**Exercise instructions:** Please transcribe the data that follows without the pictures, keeping every word the same.

**Information shown:**
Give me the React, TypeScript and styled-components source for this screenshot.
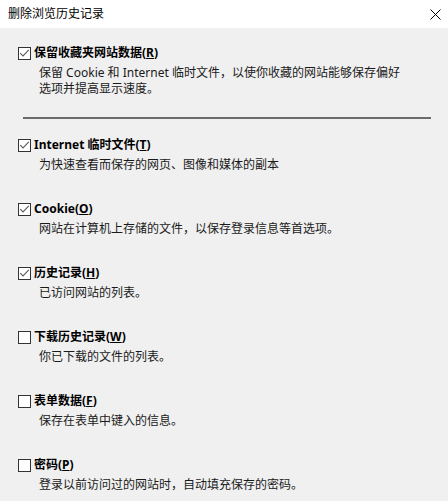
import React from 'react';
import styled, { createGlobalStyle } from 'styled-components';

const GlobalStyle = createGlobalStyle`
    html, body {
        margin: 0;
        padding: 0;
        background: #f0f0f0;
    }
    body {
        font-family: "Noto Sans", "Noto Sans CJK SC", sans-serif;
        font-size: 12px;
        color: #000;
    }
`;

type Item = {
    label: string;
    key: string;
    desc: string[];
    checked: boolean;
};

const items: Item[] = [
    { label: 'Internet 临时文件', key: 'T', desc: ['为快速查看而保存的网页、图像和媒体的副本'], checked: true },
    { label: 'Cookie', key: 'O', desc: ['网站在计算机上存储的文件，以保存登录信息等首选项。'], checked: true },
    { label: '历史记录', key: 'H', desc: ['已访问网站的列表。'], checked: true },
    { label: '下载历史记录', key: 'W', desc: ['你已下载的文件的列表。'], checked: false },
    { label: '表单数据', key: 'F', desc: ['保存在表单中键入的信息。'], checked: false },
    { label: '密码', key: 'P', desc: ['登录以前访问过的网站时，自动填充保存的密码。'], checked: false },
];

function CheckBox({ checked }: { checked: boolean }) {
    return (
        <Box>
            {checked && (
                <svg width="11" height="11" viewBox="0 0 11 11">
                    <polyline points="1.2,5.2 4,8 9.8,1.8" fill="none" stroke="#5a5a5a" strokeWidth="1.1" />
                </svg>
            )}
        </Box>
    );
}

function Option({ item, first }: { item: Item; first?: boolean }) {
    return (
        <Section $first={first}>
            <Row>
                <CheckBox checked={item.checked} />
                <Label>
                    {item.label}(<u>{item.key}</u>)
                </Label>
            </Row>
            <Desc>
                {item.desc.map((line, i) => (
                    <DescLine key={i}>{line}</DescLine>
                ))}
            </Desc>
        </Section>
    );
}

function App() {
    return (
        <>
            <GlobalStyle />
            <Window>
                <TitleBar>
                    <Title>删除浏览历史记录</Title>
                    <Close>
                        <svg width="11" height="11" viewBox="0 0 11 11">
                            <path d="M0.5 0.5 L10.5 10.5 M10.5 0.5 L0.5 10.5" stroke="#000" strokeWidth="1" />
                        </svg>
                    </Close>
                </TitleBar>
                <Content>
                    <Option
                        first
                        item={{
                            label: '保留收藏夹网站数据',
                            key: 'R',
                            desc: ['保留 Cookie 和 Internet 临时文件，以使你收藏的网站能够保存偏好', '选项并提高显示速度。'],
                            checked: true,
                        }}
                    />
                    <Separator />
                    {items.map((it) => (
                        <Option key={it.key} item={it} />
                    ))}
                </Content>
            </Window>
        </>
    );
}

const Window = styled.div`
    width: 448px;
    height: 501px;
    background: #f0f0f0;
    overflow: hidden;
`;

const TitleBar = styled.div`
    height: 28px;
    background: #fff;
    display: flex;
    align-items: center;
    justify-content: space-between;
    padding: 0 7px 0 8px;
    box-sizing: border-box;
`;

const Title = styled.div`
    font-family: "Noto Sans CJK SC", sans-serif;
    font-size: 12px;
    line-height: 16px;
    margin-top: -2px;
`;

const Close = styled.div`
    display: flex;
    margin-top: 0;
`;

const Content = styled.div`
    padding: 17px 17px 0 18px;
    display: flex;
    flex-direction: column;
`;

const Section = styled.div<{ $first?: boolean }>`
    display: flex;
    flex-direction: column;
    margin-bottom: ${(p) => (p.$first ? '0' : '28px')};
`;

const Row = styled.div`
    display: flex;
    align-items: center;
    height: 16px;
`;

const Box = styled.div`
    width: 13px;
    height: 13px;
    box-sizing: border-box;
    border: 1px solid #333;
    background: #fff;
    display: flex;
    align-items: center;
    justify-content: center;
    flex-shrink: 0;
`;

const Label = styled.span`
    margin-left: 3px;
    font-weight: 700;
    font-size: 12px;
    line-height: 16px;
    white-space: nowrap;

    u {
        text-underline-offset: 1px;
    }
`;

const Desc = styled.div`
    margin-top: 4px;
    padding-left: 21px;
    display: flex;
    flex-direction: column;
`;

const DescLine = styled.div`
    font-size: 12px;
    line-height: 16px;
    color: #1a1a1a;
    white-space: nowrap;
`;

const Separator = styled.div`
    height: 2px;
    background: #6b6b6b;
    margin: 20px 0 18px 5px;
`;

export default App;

**Exercise solution:**
Give me the React, TypeScript and styled-components source for this screenshot.
import React from 'react';
import styled, { createGlobalStyle } from 'styled-components';

const GlobalStyle = createGlobalStyle`
    html, body {
        margin: 0;
        padding: 0;
        background: #f0f0f0;
    }
    body {
        font-family: "Noto Sans", "Noto Sans CJK SC", sans-serif;
        font-size: 12px;
        color: #000;
    }
`;

type Item = {
    label: string;
    key: string;
    desc: string[];
    checked: boolean;
};

const items: Item[] = [
    { label: 'Internet 临时文件', key: 'T', desc: ['为快速查看而保存的网页、图像和媒体的副本'], checked: true },
    { label: 'Cookie', key: 'O', desc: ['网站在计算机上存储的文件，以保存登录信息等首选项。'], checked: true },
    { label: '历史记录', key: 'H', desc: ['已访问网站的列表。'], checked: true },
    { label: '下载历史记录', key: 'W', desc: ['你已下载的文件的列表。'], checked: false },
    { label: '表单数据', key: 'F', desc: ['保存在表单中键入的信息。'], checked: false },
    { label: '密码', key: 'P', desc: ['登录以前访问过的网站时，自动填充保存的密码。'], checked: false },
];

function CheckBox({ checked }: { checked: boolean }) {
    return (
        <Box>
            {checked && (
                <svg width="11" height="11" viewBox="0 0 11 11">
                    <polyline points="1.2,5.2 4,8 9.8,1.8" fill="none" stroke="#5a5a5a" strokeWidth="1.1" />
                </svg>
            )}
        </Box>
    );
}

function Option({ item, first }: { item: Item; first?: boolean }) {
    return (
        <Section $first={first}>
            <Row>
                <CheckBox checked={item.checked} />
                <Label>
                    {item.label}(<u>{item.key}</u>)
                </Label>
            </Row>
            <Desc>
                {item.desc.map((line, i) => (
                    <DescLine key={i}>{line}</DescLine>
                ))}
            </Desc>
        </Section>
    );
}

function App() {
    return (
        <>
            <GlobalStyle />
            <Window>
                <TitleBar>
                    <Title>删除浏览历史记录</Title>
                    <Close>
                        <svg width="11" height="11" viewBox="0 0 11 11">
                            <path d="M0.5 0.5 L10.5 10.5 M10.5 0.5 L0.5 10.5" stroke="#000" strokeWidth="1" />
                        </svg>
                    </Close>
                </TitleBar>
                <Content>
                    <Option
                        first
                        item={{
                            label: '保留收藏夹网站数据',
                            key: 'R',
                            desc: ['保留 Cookie 和 Internet 临时文件，以使你收藏的网站能够保存偏好', '选项并提高显示速度。'],
                            checked: true,
                        }}
                    />
                    <Separator />
                    {items.map((it) => (
                        <Option key={it.key} item={it} />
                    ))}
                </Content>
            </Window>
        </>
    );
}

const Window = styled.div`
    width: 448px;
    height: 501px;
    background: #f0f0f0;
    overflow: hidden;
`;

const TitleBar = styled.div`
    height: 28px;
    background: #fff;
    display: flex;
    align-items: center;
    justify-content: space-between;
    padding: 0 7px 0 8px;
    box-sizing: border-box;
`;

const Title = styled.div`
    font-family: "Noto Sans CJK SC", sans-serif;
    font-size: 12px;
    line-height: 16px;
    margin-top: -2px;
`;

const Close = styled.div`
    display: flex;
    margin-top: 0;
`;

const Content = styled.div`
    padding: 17px 17px 0 18px;
    display: flex;
    flex-direction: column;
`;

const Section = styled.div<{ $first?: boolean }>`
    display: flex;
    flex-direction: column;
    margin-bottom: ${(p) => (p.$first ? '0' : '28px')};
`;

const Row = styled.div`
    display: flex;
    align-items: center;
    height: 16px;
`;

const Box = styled.div`
    width: 13px;
    height: 13px;
    box-sizing: border-box;
    border: 1px solid #333;
    background: #fff;
    display: flex;
    align-items: center;
    justify-content: center;
    flex-shrink: 0;
`;

const Label = styled.span`
    margin-left: 3px;
    font-weight: 700;
    font-size: 12px;
    line-height: 16px;
    white-space: nowrap;

    u {
        text-underline-offset: 1px;
    }
`;

const Desc = styled.div`
    margin-top: 4px;
    padding-left: 21px;
    display: flex;
    flex-direction: column;
`;

const DescLine = styled.div`
    font-size: 12px;
    line-height: 16px;
    color: #1a1a1a;
    white-space: nowrap;
`;

const Separator = styled.div`
    height: 2px;
    background: #6b6b6b;
    margin: 20px 0 18px 5px;
`;

export default App;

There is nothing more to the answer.